Dataset extract.
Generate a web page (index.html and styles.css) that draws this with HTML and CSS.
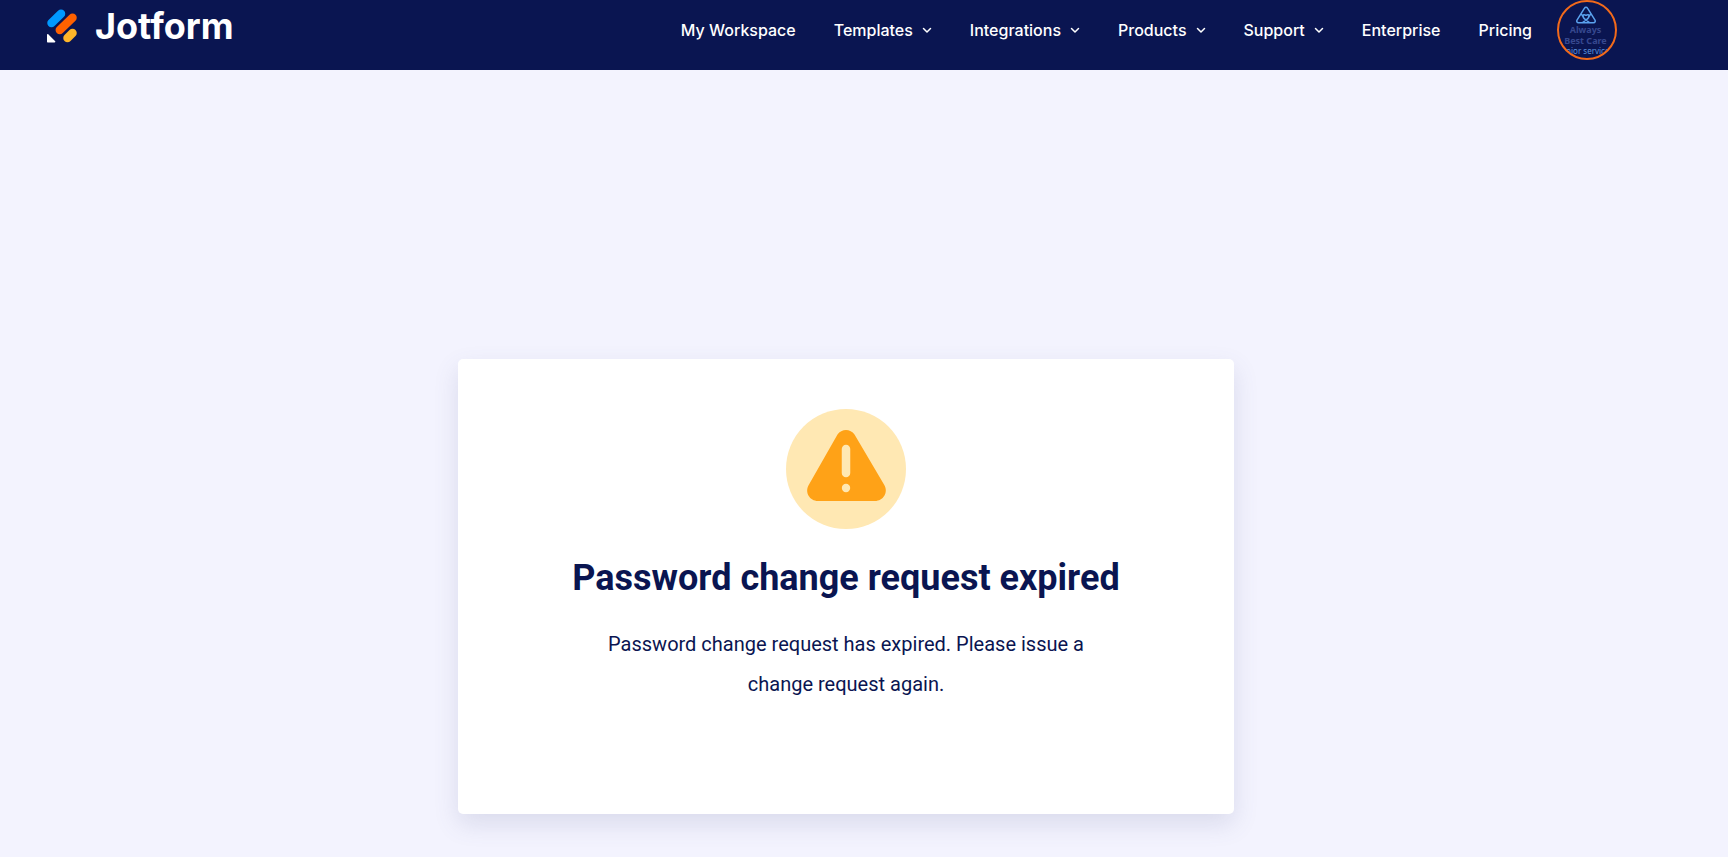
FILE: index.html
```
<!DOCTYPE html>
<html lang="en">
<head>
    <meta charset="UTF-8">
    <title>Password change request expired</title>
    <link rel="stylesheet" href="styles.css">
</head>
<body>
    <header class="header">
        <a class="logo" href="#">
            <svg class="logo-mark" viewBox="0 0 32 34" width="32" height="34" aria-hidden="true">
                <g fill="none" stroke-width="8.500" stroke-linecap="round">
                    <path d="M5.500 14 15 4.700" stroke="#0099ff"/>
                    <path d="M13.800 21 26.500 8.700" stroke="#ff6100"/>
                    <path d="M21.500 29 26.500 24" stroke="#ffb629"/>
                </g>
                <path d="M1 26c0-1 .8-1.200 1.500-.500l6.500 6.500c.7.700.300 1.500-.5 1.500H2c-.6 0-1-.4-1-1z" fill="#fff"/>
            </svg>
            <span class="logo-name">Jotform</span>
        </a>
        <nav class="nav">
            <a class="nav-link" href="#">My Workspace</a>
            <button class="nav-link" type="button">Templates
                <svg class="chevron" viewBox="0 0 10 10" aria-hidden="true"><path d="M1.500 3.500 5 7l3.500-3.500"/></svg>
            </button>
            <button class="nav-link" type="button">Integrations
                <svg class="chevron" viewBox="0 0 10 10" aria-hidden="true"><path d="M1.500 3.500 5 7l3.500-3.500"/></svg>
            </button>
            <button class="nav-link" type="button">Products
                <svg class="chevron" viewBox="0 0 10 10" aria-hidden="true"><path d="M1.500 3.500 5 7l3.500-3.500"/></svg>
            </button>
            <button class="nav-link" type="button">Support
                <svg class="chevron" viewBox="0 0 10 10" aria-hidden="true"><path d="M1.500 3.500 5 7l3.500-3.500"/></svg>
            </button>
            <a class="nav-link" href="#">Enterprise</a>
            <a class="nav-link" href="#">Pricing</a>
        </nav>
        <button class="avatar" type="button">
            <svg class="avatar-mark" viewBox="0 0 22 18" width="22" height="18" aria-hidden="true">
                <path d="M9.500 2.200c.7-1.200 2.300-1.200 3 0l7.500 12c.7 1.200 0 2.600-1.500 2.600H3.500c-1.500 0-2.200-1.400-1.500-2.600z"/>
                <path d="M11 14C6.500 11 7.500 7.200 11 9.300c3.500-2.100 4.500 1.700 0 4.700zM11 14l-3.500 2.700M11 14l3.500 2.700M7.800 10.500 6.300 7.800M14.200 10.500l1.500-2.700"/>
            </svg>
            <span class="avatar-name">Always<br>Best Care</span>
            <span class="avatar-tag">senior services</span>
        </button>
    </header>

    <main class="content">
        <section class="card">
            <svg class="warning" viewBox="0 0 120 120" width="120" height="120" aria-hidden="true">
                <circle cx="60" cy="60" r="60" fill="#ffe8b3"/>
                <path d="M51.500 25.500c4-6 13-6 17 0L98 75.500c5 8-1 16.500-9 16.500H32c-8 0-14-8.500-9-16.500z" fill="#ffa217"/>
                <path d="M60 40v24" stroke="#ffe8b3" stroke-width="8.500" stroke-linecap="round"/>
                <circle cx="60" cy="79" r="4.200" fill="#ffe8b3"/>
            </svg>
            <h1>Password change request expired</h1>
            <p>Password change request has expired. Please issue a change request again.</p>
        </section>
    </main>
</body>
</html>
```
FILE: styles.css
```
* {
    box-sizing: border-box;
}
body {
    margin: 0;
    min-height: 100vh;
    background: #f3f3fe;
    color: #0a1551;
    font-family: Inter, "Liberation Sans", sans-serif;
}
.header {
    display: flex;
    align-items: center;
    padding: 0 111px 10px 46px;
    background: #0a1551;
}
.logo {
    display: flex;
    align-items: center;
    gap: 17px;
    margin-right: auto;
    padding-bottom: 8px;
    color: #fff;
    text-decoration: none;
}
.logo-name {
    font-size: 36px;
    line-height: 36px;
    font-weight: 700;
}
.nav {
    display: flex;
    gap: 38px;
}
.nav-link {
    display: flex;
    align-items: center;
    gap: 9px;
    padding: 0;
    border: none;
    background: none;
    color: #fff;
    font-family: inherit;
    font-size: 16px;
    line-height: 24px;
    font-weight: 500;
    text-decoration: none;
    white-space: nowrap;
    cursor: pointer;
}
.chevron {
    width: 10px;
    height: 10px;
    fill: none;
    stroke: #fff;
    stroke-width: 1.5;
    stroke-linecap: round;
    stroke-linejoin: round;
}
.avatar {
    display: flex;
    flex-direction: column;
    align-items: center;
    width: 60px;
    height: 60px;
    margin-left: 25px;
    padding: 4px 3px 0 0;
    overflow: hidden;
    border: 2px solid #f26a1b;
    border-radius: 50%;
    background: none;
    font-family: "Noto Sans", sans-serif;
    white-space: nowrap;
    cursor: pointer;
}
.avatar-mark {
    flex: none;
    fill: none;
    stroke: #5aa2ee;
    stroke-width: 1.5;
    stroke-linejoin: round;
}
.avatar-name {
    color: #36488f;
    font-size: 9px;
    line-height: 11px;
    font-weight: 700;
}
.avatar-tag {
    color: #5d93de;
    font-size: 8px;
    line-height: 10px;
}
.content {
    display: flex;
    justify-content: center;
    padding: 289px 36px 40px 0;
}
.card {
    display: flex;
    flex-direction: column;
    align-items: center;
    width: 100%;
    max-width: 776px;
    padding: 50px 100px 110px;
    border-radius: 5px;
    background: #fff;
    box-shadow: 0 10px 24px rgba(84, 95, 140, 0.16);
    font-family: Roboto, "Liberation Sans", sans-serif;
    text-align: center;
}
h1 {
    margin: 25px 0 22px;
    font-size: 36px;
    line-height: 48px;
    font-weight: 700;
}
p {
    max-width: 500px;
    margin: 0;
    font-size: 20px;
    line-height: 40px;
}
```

Exercise aim. Retype the whole listing exactly and leave the pictures out.

Exercise output.
Generate a web page (index.html and styles.css) that draws this with HTML and CSS.
FILE: index.html
```
<!DOCTYPE html>
<html lang="en">
<head>
    <meta charset="UTF-8">
    <title>Password change request expired</title>
    <link rel="stylesheet" href="styles.css">
</head>
<body>
    <header class="header">
        <a class="logo" href="#">
            <svg class="logo-mark" viewBox="0 0 32 34" width="32" height="34" aria-hidden="true">
                <g fill="none" stroke-width="8.500" stroke-linecap="round">
                    <path d="M5.500 14 15 4.700" stroke="#0099ff"/>
                    <path d="M13.800 21 26.500 8.700" stroke="#ff6100"/>
                    <path d="M21.500 29 26.500 24" stroke="#ffb629"/>
                </g>
                <path d="M1 26c0-1 .8-1.200 1.500-.500l6.500 6.500c.7.700.300 1.500-.5 1.500H2c-.6 0-1-.4-1-1z" fill="#fff"/>
            </svg>
            <span class="logo-name">Jotform</span>
        </a>
        <nav class="nav">
            <a class="nav-link" href="#">My Workspace</a>
            <button class="nav-link" type="button">Templates
                <svg class="chevron" viewBox="0 0 10 10" aria-hidden="true"><path d="M1.500 3.500 5 7l3.500-3.500"/></svg>
            </button>
            <button class="nav-link" type="button">Integrations
                <svg class="chevron" viewBox="0 0 10 10" aria-hidden="true"><path d="M1.500 3.500 5 7l3.500-3.500"/></svg>
            </button>
            <button class="nav-link" type="button">Products
                <svg class="chevron" viewBox="0 0 10 10" aria-hidden="true"><path d="M1.500 3.500 5 7l3.500-3.500"/></svg>
            </button>
            <button class="nav-link" type="button">Support
                <svg class="chevron" viewBox="0 0 10 10" aria-hidden="true"><path d="M1.500 3.500 5 7l3.500-3.500"/></svg>
            </button>
            <a class="nav-link" href="#">Enterprise</a>
            <a class="nav-link" href="#">Pricing</a>
        </nav>
        <button class="avatar" type="button">
            <svg class="avatar-mark" viewBox="0 0 22 18" width="22" height="18" aria-hidden="true">
                <path d="M9.500 2.200c.7-1.200 2.300-1.200 3 0l7.500 12c.7 1.200 0 2.600-1.500 2.600H3.500c-1.500 0-2.200-1.400-1.500-2.600z"/>
                <path d="M11 14C6.500 11 7.500 7.200 11 9.300c3.500-2.100 4.500 1.700 0 4.700zM11 14l-3.500 2.700M11 14l3.500 2.700M7.800 10.500 6.300 7.800M14.200 10.500l1.500-2.700"/>
            </svg>
            <span class="avatar-name">Always<br>Best Care</span>
            <span class="avatar-tag">senior services</span>
        </button>
    </header>

    <main class="content">
        <section class="card">
            <svg class="warning" viewBox="0 0 120 120" width="120" height="120" aria-hidden="true">
                <circle cx="60" cy="60" r="60" fill="#ffe8b3"/>
                <path d="M51.500 25.500c4-6 13-6 17 0L98 75.500c5 8-1 16.500-9 16.500H32c-8 0-14-8.500-9-16.500z" fill="#ffa217"/>
                <path d="M60 40v24" stroke="#ffe8b3" stroke-width="8.500" stroke-linecap="round"/>
                <circle cx="60" cy="79" r="4.200" fill="#ffe8b3"/>
            </svg>
            <h1>Password change request expired</h1>
            <p>Password change request has expired. Please issue a change request again.</p>
        </section>
    </main>
</body>
</html>
```
FILE: styles.css
```
* {
    box-sizing: border-box;
}
body {
    margin: 0;
    min-height: 100vh;
    background: #f3f3fe;
    color: #0a1551;
    font-family: Inter, "Liberation Sans", sans-serif;
}
.header {
    display: flex;
    align-items: center;
    padding: 0 111px 10px 46px;
    background: #0a1551;
}
.logo {
    display: flex;
    align-items: center;
    gap: 17px;
    margin-right: auto;
    padding-bottom: 8px;
    color: #fff;
    text-decoration: none;
}
.logo-name {
    font-size: 36px;
    line-height: 36px;
    font-weight: 700;
}
.nav {
    display: flex;
    gap: 38px;
}
.nav-link {
    display: flex;
    align-items: center;
    gap: 9px;
    padding: 0;
    border: none;
    background: none;
    color: #fff;
    font-family: inherit;
    font-size: 16px;
    line-height: 24px;
    font-weight: 500;
    text-decoration: none;
    white-space: nowrap;
    cursor: pointer;
}
.chevron {
    width: 10px;
    height: 10px;
    fill: none;
    stroke: #fff;
    stroke-width: 1.5;
    stroke-linecap: round;
    stroke-linejoin: round;
}
.avatar {
    display: flex;
    flex-direction: column;
    align-items: center;
    width: 60px;
    height: 60px;
    margin-left: 25px;
    padding: 4px 3px 0 0;
    overflow: hidden;
    border: 2px solid #f26a1b;
    border-radius: 50%;
    background: none;
    font-family: "Noto Sans", sans-serif;
    white-space: nowrap;
    cursor: pointer;
}
.avatar-mark {
    flex: none;
    fill: none;
    stroke: #5aa2ee;
    stroke-width: 1.5;
    stroke-linejoin: round;
}
.avatar-name {
    color: #36488f;
    font-size: 9px;
    line-height: 11px;
    font-weight: 700;
}
.avatar-tag {
    color: #5d93de;
    font-size: 8px;
    line-height: 10px;
}
.content {
    display: flex;
    justify-content: center;
    padding: 289px 36px 40px 0;
}
.card {
    display: flex;
    flex-direction: column;
    align-items: center;
    width: 100%;
    max-width: 776px;
    padding: 50px 100px 110px;
    border-radius: 5px;
    background: #fff;
    box-shadow: 0 10px 24px rgba(84, 95, 140, 0.16);
    font-family: Roboto, "Liberation Sans", sans-serif;
    text-align: center;
}
h1 {
    margin: 25px 0 22px;
    font-size: 36px;
    line-height: 48px;
    font-weight: 700;
}
p {
    max-width: 500px;
    margin: 0;
    font-size: 20px;
    line-height: 40px;
}
```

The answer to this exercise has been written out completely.